Question

a boy throws a ball upwards at a speed of 20 m/s . What is the speed when it returns to his hand? How long was it in air​

Answer 1

Given:

A boy throws a ball upwards at a speed of 20 m/s .

To Find:

What is the speed when it returns to his hand? How long was it in air​?

Solution:

This can be solved by equation of motion:

Before apply equation of motion, let us take convection sign:

Upward taking as positive sign

Downward taking as negative sign

$\mathbf{\textrm{Acceleration due to gravity }=a=g=-10 \ \dfrac{m}{s^{2}}}$    (because it direction is downward)

$\mathbf{\textrm{Initial velocity (u)}=+20 \ \dfrac{m}{s}}$          (because it direction is upward)

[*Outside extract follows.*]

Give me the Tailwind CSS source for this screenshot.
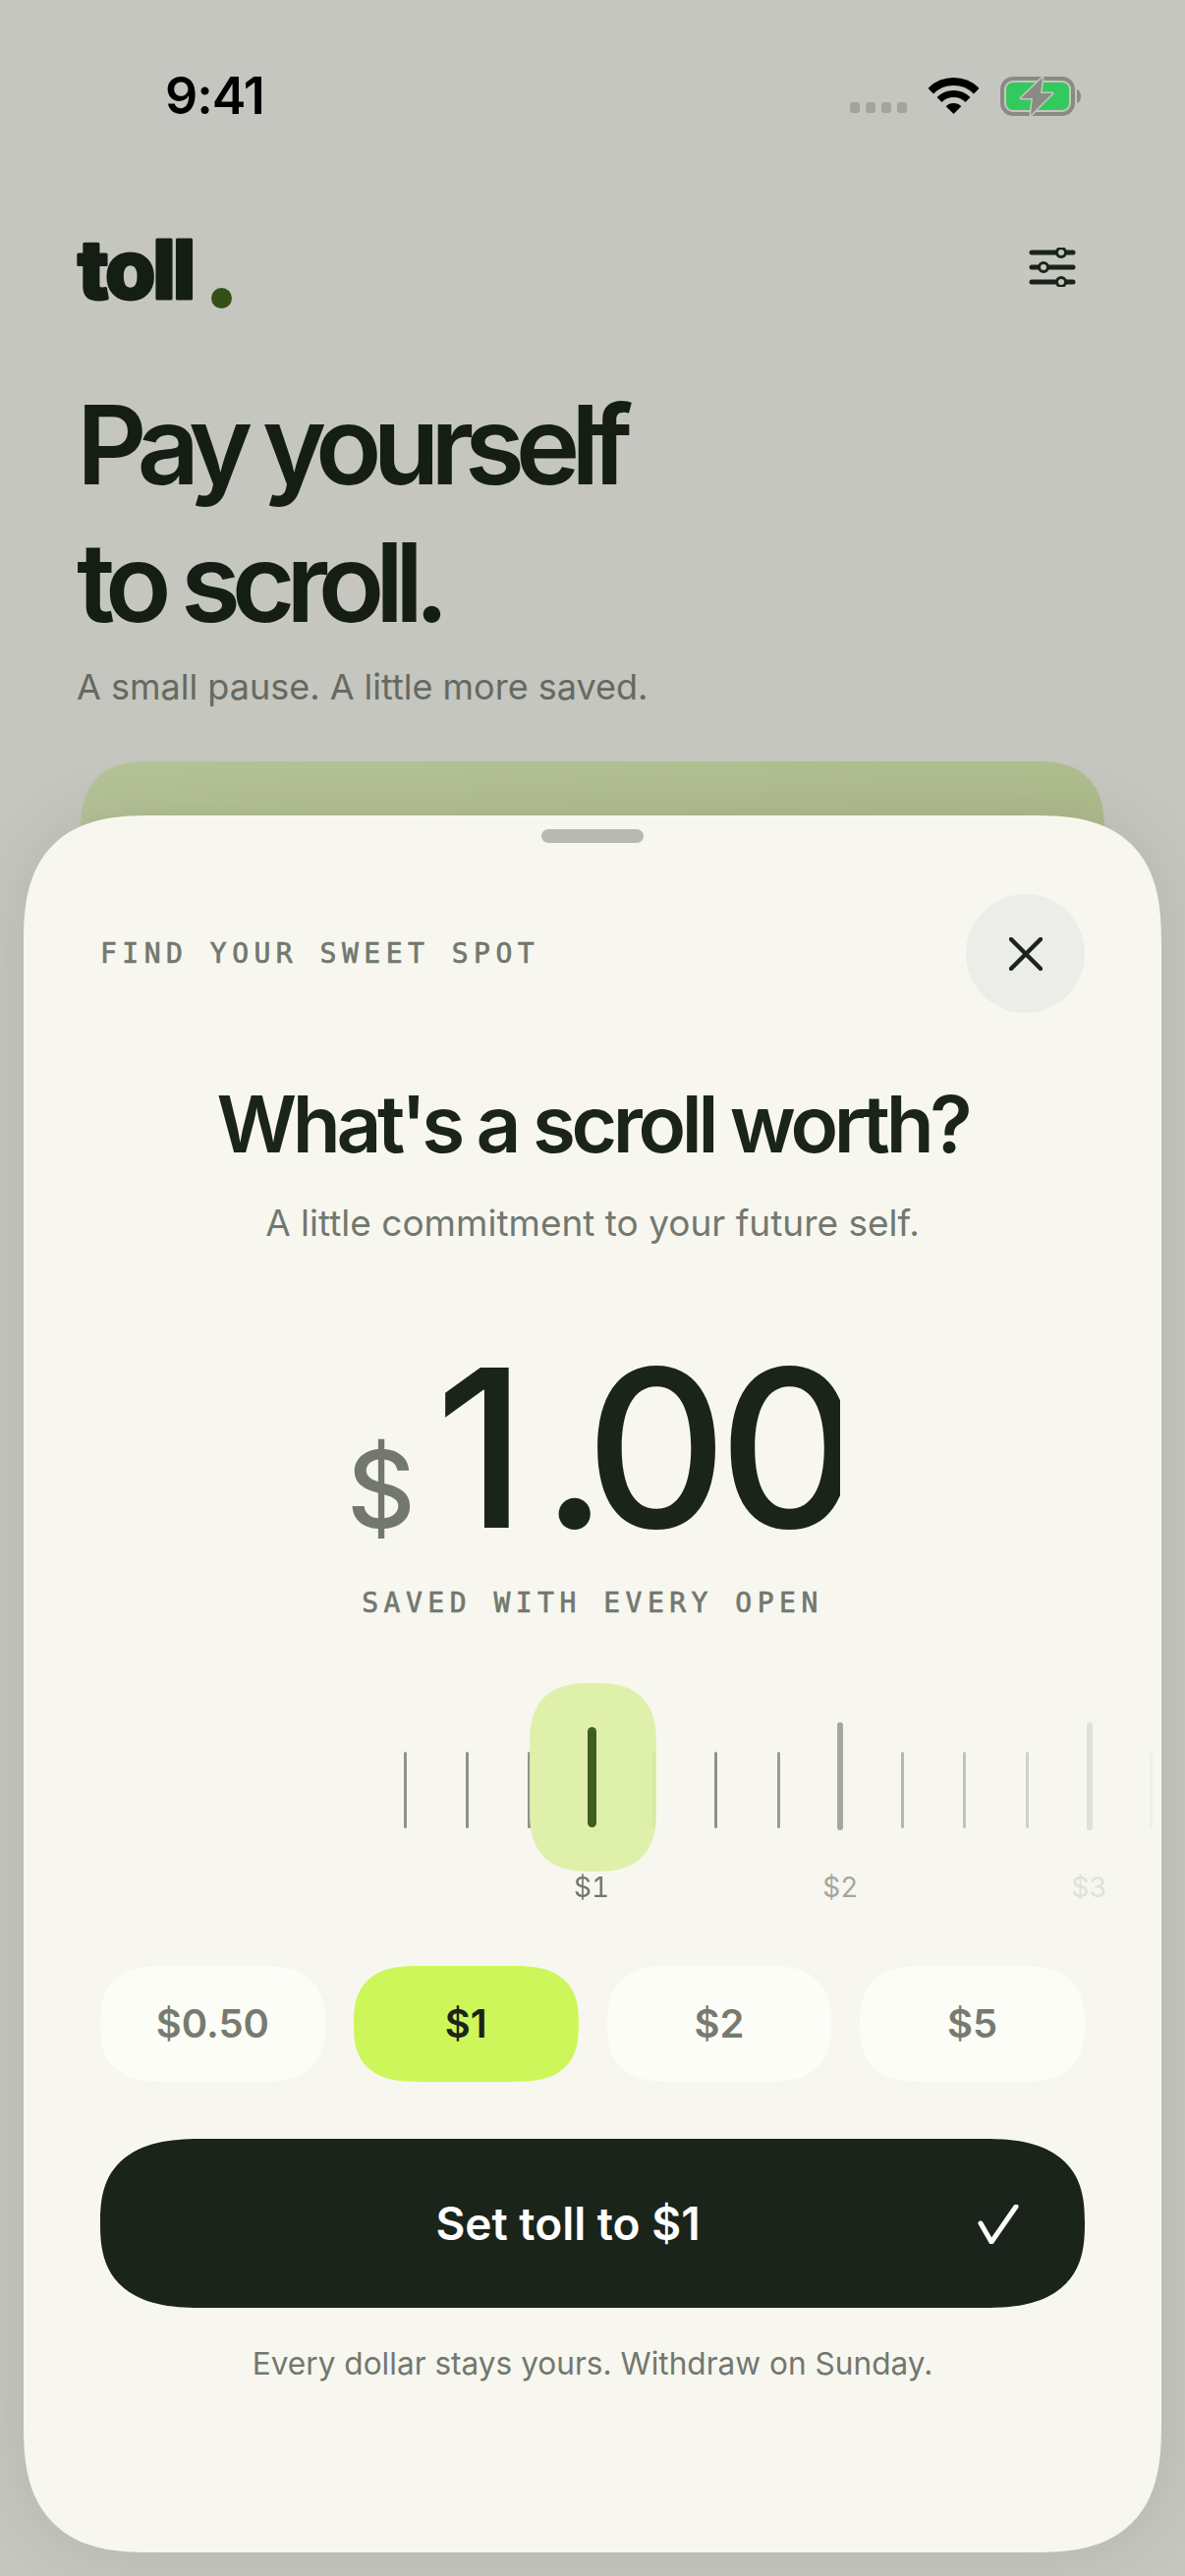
<!DOCTYPE html>
<html lang="en">
<head>
<meta charset="UTF-8">
<title>toll</title>
<script src="https://cdn.jsdelivr.net/npm/@tailwindcss/browser@4"></script>
</head>
<body class="bg-[#c5c6bf]">
<div class="relative w-[1206px] h-[2622px] overflow-hidden bg-[#c5c6bf] font-['Inter',sans-serif] text-[#1b241a]">

	<!-- status bar -->
	<div class="flex items-start justify-between pl-[168px] pr-[104px] pt-[68px] h-[200px]">
		<span class="text-[52px] leading-[60px] font-semibold text-black tracking-[-1px]">9:41</span>
		<div class="flex items-start pt-[10px]">
			<div class="flex gap-[6px] mt-[26px] mr-[22px]">
				<span class="w-[10px] h-[11px] rounded-[3px] bg-[#a3a49e]"></span>
				<span class="w-[10px] h-[11px] rounded-[3px] bg-[#a3a49e]"></span>
				<span class="w-[10px] h-[11px] rounded-[3px] bg-[#a3a49e]"></span>
				<span class="w-[10px] h-[11px] rounded-[3px] bg-[#a3a49e]"></span>
			</div>
			<svg class="w-[51px] h-[37px] mt-[1px] mr-[22px]" viewBox="0 0 51 37" fill="none">
				<path d="M2.2 13.7A33 33 0 0 1 48.8 13.7" stroke="#000" stroke-width="8"/>
				<path d="M11 22.5A20.5 20.5 0 0 1 40 22.5" stroke="#000" stroke-width="7"/>
				<path d="M25.5 37L17.7 29.2A11 11 0 0 1 33.3 29.2Z" fill="#000"/>
			</svg>
			<svg class="w-[84px] h-[40px]" viewBox="0 0 84 40" fill="none">
				<rect x="2" y="2" width="72" height="36" rx="11" stroke="#8a8b85" stroke-width="4"/>
				<rect x="6" y="6" width="64" height="28" rx="7" fill="#34c95f"/>
				<path d="M78 13C81 14 82 17 82 20C82 23 81 26 78 27Z" fill="#8a8b85"/>
				<path d="M43 1L21 22L33 22L31 39L53 17L41 17Z" fill="#8a8b85" stroke="#c5c6bf" stroke-width="3" paint-order="stroke" stroke-linejoin="round"/>
			</svg>
		</div>
	</div>

	<!-- page behind the sheet -->
	<div class="px-[78px] text-[#151e15]">
		<div class="flex items-start justify-between h-[110px]">
			<div class="flex items-end mt-[24px]">
				<svg class="w-[130px] h-[100px] overflow-visible" viewBox="0 0 130 100">
					<text x="1" y="80" font-family="Inter" font-size="83" font-weight="800" letter-spacing="-3" fill="#151e15" stroke="#151e15" stroke-width="3" stroke-linejoin="round">toll</text>
				</svg>
				<span class="w-[21px] h-[21px] rounded-full bg-[#345018] ml-[7px] mb-[10px]"></span>
			</div>
			<button class="w-[114px] h-[114px] mt-[15px] rounded-[40px] bg-[#c6c7c1] flex items-center justify-center">
				<svg class="w-[48px] h-[40px]" viewBox="0 0 48 40" fill="none" stroke="#1b241a" stroke-width="5" stroke-linecap="round">
					<path d="M3 5H45M3 20H45M3 35H45"/>
					<circle cx="33" cy="5" r="4.5" fill="#c6c7c1" stroke-width="3"/>
					<circle cx="15" cy="20" r="4.5" fill="#c6c7c1" stroke-width="3"/>
					<circle cx="33" cy="35" r="4.5" fill="#c6c7c1" stroke-width="3"/>
				</svg>
			</button>
		</div>
		<h1 class="mt-[73px] text-[111px] leading-[140px] font-semibold tracking-[-9.2px]">Pay yourself<br>to scroll.</h1>
		<p class="mt-[11px] text-[36px] leading-[50px] text-[#666a61]">A small pause. A little more saved.</p>
		<div class="mt-[51px] mx-[4px] h-[300px] rounded-[72px] [corner-shape:superellipse(1.4)] bg-linear-to-br from-[#b6c398] to-[#a9b683]"></div>
	</div>

	<!-- bottom sheet -->
	<div class="absolute left-[24px] right-[24px] top-[830px] bottom-[24px] rounded-[130px] [corner-shape:superellipse(1.4)] bg-[#f7f7f0] shadow-[0_0_70px_rgba(0,0,0,0.09)] px-[78px]">
		<div class="w-[104px] h-[14px] rounded-full bg-[#b9b9b3] mx-auto mt-[14px]"></div>
		<div class="flex items-center justify-between mt-[52px]">
			<span class="font-['DejaVu_Sans_Mono',monospace] text-[28px] tracking-[5.5px] text-[#73786e] [-webkit-text-stroke:0.7px_#73786e]">FIND YOUR SWEET SPOT</span>
			<button class="w-[121px] h-[121px] rounded-full bg-[#ecede8] flex items-center justify-center">
				<svg class="w-[34px] h-[34px]" viewBox="0 0 34 34" fill="none" stroke="#1b241a" stroke-width="4.5" stroke-linecap="round"><path d="M2 2L32 32M32 2L2 32"/></svg>
			</button>
		</div>
		<h2 class="mt-[63px] text-center text-[80px] leading-[100px] font-semibold tracking-[-4.35px]">What's a scroll worth?</h2>
		<p class="mt-[26px] text-center text-[37px] leading-[50px] text-[#73786e]">A little commitment to your future self.</p>

		<!-- amount: the last digit is cut off in the app too -->
		<div class="flex items-baseline mt-[74px] h-[260px] w-[502px] ml-[251px] overflow-hidden whitespace-nowrap">
			<span class="text-[108px] leading-[260px] font-medium text-[#73786e] mr-[20px]">$</span>
			<span class="text-[224px] leading-[260px] font-medium tracking-[-9px]"><span class="mr-[24px]">1</span><span class="-mr-[14px]">.</span>00</span>
		</div>
		<p class="mt-[11px] text-center font-['DejaVu_Sans_Mono',monospace] text-[28px] leading-[34px] tracking-[5.5px] text-[#73786e] [-webkit-text-stroke:0.7px_#73786e]">SAVED WITH EVERY OPEN</p>

		<!-- ruler -->
		<div class="relative flex h-[188px] mt-[104px] -mx-[78px] pl-[356.65px] tabular-nums">
			<div class="absolute z-10 left-[515px] top-[-40px] w-[129px] h-[192px] rounded-[64px] [corner-shape:superellipse(1.4)] bg-[#dbee9f]/85 backdrop-blur-md"></div>

			<div class="w-[63.3px] shrink-0 flex flex-col items-center"><div class="h-[110px] flex items-end pb-[2px]"><span class="w-[3px] h-[78px] rounded-full bg-[#8f928b]"></span></div></div>
			<div class="w-[63.3px] shrink-0 flex flex-col items-center"><div class="h-[110px] flex items-end pb-[2px]"><span class="w-[3px] h-[78px] rounded-full bg-[#8f928b]"></span></div></div>
			<div class="w-[63.3px] shrink-0 flex flex-col items-center"><div class="h-[110px] flex items-end pb-[2px]"><span class="w-[3px] h-[78px] rounded-full bg-[#8f928b]"></span></div></div>
			<div class="w-[63.3px] shrink-0 flex flex-col items-center relative z-20"><div class="h-[110px] flex items-end pb-[3px]"><span class="w-[9px] h-[102px] rounded-full bg-[#3f5f1e]"></span></div><span class="mt-[38px] text-[28px] leading-[40px] text-[#73786e]">$1</span></div>
			<div class="w-[63.3px] shrink-0 flex flex-col items-center"><div class="h-[110px] flex items-end pb-[2px]"><span class="w-[3px] h-[78px] rounded-full bg-[#8f928b]"></span></div></div>
			<div class="w-[63.3px] shrink-0 flex flex-col items-center"><div class="h-[110px] flex items-end pb-[2px]"><span class="w-[3px] h-[78px] rounded-full bg-[#8f928b]"></span></div></div>
			<div class="w-[63.3px] shrink-0 flex flex-col items-center"><div class="h-[110px] flex items-end pb-[2px]"><span class="w-[3px] h-[78px] rounded-full bg-[#999c95]"></span></div></div>
			<div class="w-[63.3px] shrink-0 flex flex-col items-center"><div class="h-[110px] flex items-end"><span class="w-[6px] h-[110px] rounded-full bg-[#a4a69f]"></span></div><span class="mt-[38px] text-[28px] leading-[40px] text-[#a4a69f]">$2</span></div>
			<div class="w-[63.3px] shrink-0 flex flex-col items-center"><div class="h-[110px] flex items-end pb-[2px]"><span class="w-[3px] h-[78px] rounded-full bg-[#b5b7b0]"></span></div></div>
			<div class="w-[63.3px] shrink-0 flex flex-col items-center"><div class="h-[110px] flex items-end pb-[2px]"><span class="w-[3px] h-[78px] rounded-full bg-[#c0c2bb]"></span></div></div>
			<div class="w-[63.3px] shrink-0 flex flex-col items-center"><div class="h-[110px] flex items-end pb-[2px]"><span class="w-[3px] h-[78px] rounded-full bg-[#d0d1cb]"></span></div></div>
			<div class="w-[63.3px] shrink-0 flex flex-col items-center"><div class="h-[110px] flex items-end"><span class="w-[6px] h-[110px] rounded-full bg-[#e0e1dc]"></span></div><span class="mt-[38px] text-[28px] leading-[40px] text-[#e0e1dc]">$3</span></div>
			<div class="w-[63.3px] shrink-0 flex flex-col items-center"><div class="h-[110px] flex items-end pb-[2px]"><span class="w-[3px] h-[78px] rounded-full bg-[#eeeeea]"></span></div></div>
		</div>

		<!-- presets -->
		<div class="grid grid-cols-4 gap-[29px] mt-[60px]">
			<button class="h-[118px] rounded-[66px/59px] [corner-shape:superellipse(1.4)] bg-[#fdfdf8] text-[40px] font-semibold text-[#767b70]">$0.50</button>
			<button class="h-[118px] rounded-[66px/59px] [corner-shape:superellipse(1.4)] bg-[#cdf65a] text-[40px] font-semibold text-[#1b241a]">$1</button>
			<button class="h-[118px] rounded-[66px/59px] [corner-shape:superellipse(1.4)] bg-[#fdfdf8] text-[40px] font-semibold text-[#767b70]">$2</button>
			<button class="h-[118px] rounded-[66px/59px] [corner-shape:superellipse(1.4)] bg-[#fdfdf8] text-[40px] font-semibold text-[#767b70]">$5</button>
		</div>
		<button class="relative mt-[58px] w-full h-[172px] rounded-[106px/86px] [corner-shape:superellipse(1.4)] bg-[#1b241a] text-white text-[46px] font-semibold flex items-center justify-center pr-[50px]">
			Set toll to $1
			<svg class="absolute right-[67px] top-[67px] w-[42px] h-[40px]" viewBox="0 0 42 40" fill="none" stroke="#fff" stroke-width="5" stroke-linecap="round" stroke-linejoin="round"><path d="M3 19L14 38L39 2"/></svg>
		</button>
		<p class="mt-[35px] text-center text-[31.6px] leading-[44px] text-[#73786e]">Every dollar stays yours. Withdraw on Sunday.</p>
	</div>
</div>
</body>
</html>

Total displacement from starting of throwing ball to catch ball:

Total displacement (s) = 0 m

From equation of motion:

$\mathbf{v^{2}=u^{2}+2\times a\times s}$

On putting respecting value:

$\mathbf{v^{2}=20^{2}+2\times 10\times 0}$

v = ±20

So direction of final velocity is in downward direction:

$\mathbf{v=-20 \ \dfrac{m}{s}}$

For duration of time of ball in air  , we again use equation of motion taking from initial to final period:

$\mathbf{v=u+at}$

$\mathbf{-20=20-10\times t}$

On solving we get:

Time of duration of ball in air = t =  4 second

Means ball return to hand with same speed of 20 m/s and it is 4 second in air.